3. Teams are getting leaner — intentionally

The average seed-stage company now has 6.2 equity-holding employees, down from 10.3 at the 2021 peak. That’s a 40% reduction in average team size at funding. January 2025 saw the lowest startup hiring figure for any January in seven years, with just 28,299 new hires across Carta’s platform.

This isn’t a sign that startups are struggling — it’s a signal that founders are deliberately building lean teams, betting on AI to close the productivity gap. The “hire fast, hire big” playbook of 2021 is dead. The new model is hire slowly, hire precisely, and use AI to punch above your headcount.

4. After seed, founders still hold the majority — but the math compounds

Carta reports that after raising a seed round, the median founding team collectively owns 56.2% of their startup’s equity. That sounds healthy — and it is, compared to what equity often looks like by Series B. But equity erosion compounds quickly. Every SAFE, every bridge, every hire with meaningful stock options chips away at that number.

Interestingly, equal equity splits between co-founders are becoming more common: 45.9% of two-person founding teams divided equity equally in 2024, up from 31.5% in 2015. That shift points to changing views on fairness in early-stage teams — and it matters because the equity conversation you don’t have clearly today becomes a board-level problem tomorrow.

What This Means for Early-Stage Founders

The 39% drop in seed deals isn’t a doom signal — it’s a shift in what the game rewards. In 2021 and 2022, you could raise on a pitch deck and some momentum. The market was loose. 2025 is different: investors are allocating to conviction, not coverage. That means the threshold to get a meeting has risen, and the threshold to close a round has risen further.

For founders in India specifically, this matters because Indian early-stage rounds are catching up in valuations even as the global deal count tightens. You’re competing not just locally, but against a global backdrop of investor caution and higher bars. Even if you’re a pre-seed company in Bangalore, the context you’re raising in has materially changed.

The solo founder data is worth sitting with. If 36.3% of new startups are solo-founded, the “team” argument investors make as a reason to pass is starting to look like a proxy for something else — comfort, pattern-matching, or just habit. If you’re building solo, the right response isn’t to frantically find a co-founder to please investors. It’s to understand where the bias comes from and build your case around execution evidence: traction, velocity, product shipped. Here’s more on thinking through your fundraising strategy early.

The lean team trend is the most actionable signal in the report. Seed-stage companies averaging 6.2 equity holders means you should not be hiring your way to product-market fit. Every hire should be a high-conviction bet, not a response to anxiety about bandwidth.

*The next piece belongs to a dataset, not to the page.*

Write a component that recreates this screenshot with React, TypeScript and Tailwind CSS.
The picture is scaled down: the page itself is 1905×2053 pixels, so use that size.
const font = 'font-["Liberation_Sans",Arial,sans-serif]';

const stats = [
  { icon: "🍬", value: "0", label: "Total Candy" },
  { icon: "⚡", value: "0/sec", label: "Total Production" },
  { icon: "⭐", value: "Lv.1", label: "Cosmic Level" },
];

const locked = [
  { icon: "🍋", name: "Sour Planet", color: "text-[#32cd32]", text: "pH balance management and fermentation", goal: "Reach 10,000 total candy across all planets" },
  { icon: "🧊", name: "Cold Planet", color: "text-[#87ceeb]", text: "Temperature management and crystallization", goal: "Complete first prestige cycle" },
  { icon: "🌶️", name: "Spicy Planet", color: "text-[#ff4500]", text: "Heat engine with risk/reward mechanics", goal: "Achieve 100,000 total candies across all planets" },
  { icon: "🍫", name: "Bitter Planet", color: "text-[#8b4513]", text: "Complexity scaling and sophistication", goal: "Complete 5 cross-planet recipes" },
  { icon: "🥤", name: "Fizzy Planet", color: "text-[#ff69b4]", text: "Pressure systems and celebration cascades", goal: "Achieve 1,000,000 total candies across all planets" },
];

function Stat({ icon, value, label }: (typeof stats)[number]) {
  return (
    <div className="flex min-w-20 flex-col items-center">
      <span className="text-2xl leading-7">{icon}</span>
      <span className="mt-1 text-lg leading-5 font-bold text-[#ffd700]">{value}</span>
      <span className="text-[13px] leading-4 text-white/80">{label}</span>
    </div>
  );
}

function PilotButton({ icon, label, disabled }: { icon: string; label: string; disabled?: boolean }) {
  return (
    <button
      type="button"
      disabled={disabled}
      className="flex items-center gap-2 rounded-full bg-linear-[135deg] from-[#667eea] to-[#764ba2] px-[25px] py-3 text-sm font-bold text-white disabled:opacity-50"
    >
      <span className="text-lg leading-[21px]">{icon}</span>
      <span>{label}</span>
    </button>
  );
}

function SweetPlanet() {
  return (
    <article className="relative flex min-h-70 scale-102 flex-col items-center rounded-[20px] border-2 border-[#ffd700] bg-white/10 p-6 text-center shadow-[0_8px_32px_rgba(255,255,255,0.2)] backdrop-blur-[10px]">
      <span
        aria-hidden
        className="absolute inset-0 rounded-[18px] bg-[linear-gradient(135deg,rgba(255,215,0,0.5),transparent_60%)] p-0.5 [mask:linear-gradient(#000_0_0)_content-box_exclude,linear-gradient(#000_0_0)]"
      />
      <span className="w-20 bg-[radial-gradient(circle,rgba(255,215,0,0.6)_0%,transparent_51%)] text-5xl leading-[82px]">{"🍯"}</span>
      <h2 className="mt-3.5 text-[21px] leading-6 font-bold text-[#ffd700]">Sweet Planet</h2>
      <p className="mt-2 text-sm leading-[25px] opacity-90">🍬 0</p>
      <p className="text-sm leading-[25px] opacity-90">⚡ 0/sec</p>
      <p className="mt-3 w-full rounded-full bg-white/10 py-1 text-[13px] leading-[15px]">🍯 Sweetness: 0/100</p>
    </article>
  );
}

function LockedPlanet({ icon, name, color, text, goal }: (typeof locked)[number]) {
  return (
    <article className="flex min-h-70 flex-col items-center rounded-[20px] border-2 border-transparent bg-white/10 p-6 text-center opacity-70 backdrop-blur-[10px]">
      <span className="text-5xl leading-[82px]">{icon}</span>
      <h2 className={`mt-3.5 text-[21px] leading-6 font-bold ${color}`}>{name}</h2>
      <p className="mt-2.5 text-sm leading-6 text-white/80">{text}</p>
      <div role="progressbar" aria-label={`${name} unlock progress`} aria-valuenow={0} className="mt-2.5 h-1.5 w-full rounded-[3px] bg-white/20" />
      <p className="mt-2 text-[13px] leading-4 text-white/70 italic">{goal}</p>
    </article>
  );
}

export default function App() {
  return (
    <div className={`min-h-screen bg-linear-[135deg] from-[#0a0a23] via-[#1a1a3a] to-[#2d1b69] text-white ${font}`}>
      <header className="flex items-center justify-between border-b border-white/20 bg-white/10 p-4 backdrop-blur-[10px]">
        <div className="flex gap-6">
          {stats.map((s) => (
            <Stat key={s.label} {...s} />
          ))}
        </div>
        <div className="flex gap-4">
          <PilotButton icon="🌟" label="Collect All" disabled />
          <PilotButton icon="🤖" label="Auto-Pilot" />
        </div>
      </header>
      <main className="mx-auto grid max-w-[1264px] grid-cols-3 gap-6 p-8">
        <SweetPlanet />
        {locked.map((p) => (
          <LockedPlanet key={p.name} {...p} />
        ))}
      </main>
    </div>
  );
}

And the equity data is a reminder that founders who don’t model their cap table carefully in the early days end up with a nasty surprise at Series A. 56.2% sounds like a lot. After another funding round, two ESOP pools, and a few key hires, it won’t be. Knowing your north star metric and your equity story at the same time is what turns a good pitch into a compelling one.

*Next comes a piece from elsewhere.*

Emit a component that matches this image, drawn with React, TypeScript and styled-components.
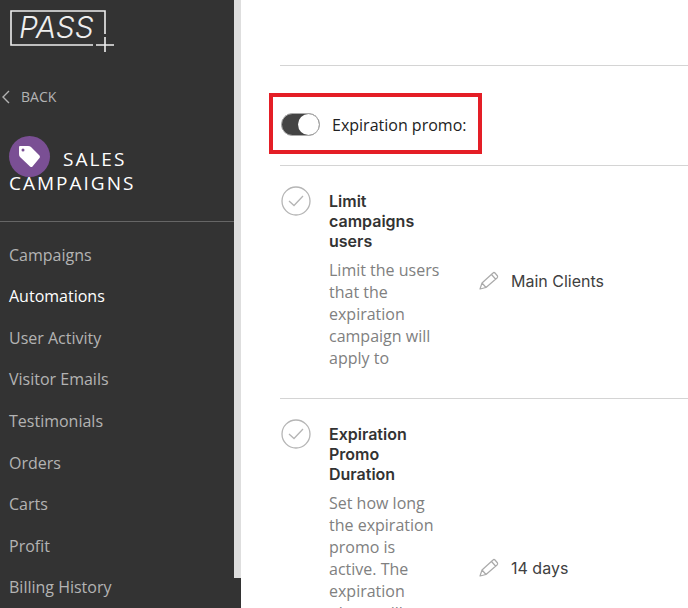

How to Apply This to Your Startup Right Now

Build an investor thesis, not just a pitch deck

When fewer seed deals are closing, you need investors to be convinced before they enter the room — not after the slide deck. Invest in your personal narrative: what do you know about this problem that others don’t, and why is now the right time? That’s the meta-context investors are pattern-matching for. Write a short “why me, why now” document before you start pitching and share it with a few trusted investors for honest feedback before you go wide.

If you’re a solo founder, lead with velocity

You won’t win the “team credibility” argument in the first meeting. Lead with what you’ve shipped, when you shipped it, and what it cost you. A solo founder who has built a product with 200 paying users is a different conversation from one who hasn’t yet started. Track your output metrics — product iterations per quarter, customer conversations per month, revenue velocity — and make them visible in your pitch and update emails.

Audit your hiring plan before raising

If you’re planning to hire 5 people post-seed, ask whether 3 people plus the right AI tools would get you to the same milestones. The market is rewarding capital efficiency. Show investors you’ve thought hard about headcount, not just growth. The founders raising confidently right now aren’t the ones with the biggest teams — they’re the ones who can explain exactly why every seat on their bus exists.

Model your cap table before your first SAFE closes

Use a free cap table modelling tool. Run the scenarios: if you raise a seed, then a bridge, then a Series A, what does the founding team own at each stage? You want to enter Series A negotiations with clarity, not regret. Carta’s own data shows that equal equity splits are rising — if you haven’t had the co-founder equity conversation clearly, have it now. A difficult 30-minute conversation is better than a contentious board meeting two years later.

Target investors already active in your sector

With AI capturing 41.7% of all seed capital, sector-focused bets are driving deployment. Generalist approaches to fundraising work less well when investors are concentrating capital. Research which funds have written checks in your specific category in the last 12 months and prioritise them. A warm intro to a sector-focused investor is worth 20 cold emails to generalists.

Conclusion

Carta’s 2025 data paints a picture of an ecosystem that is maturing in real time. Fewer but larger seed deals. Leaner teams. More solo founders. Persistent equity concentration at the top. These trends don’t favour the passive founder who’s waiting for conditions to improve. They favour founders who understand exactly where the bar is and build to clear it — not sprint past it.

The startup market isn’t broken. It’s just more honest than it was in 2021. The data is there. Now build accordingly.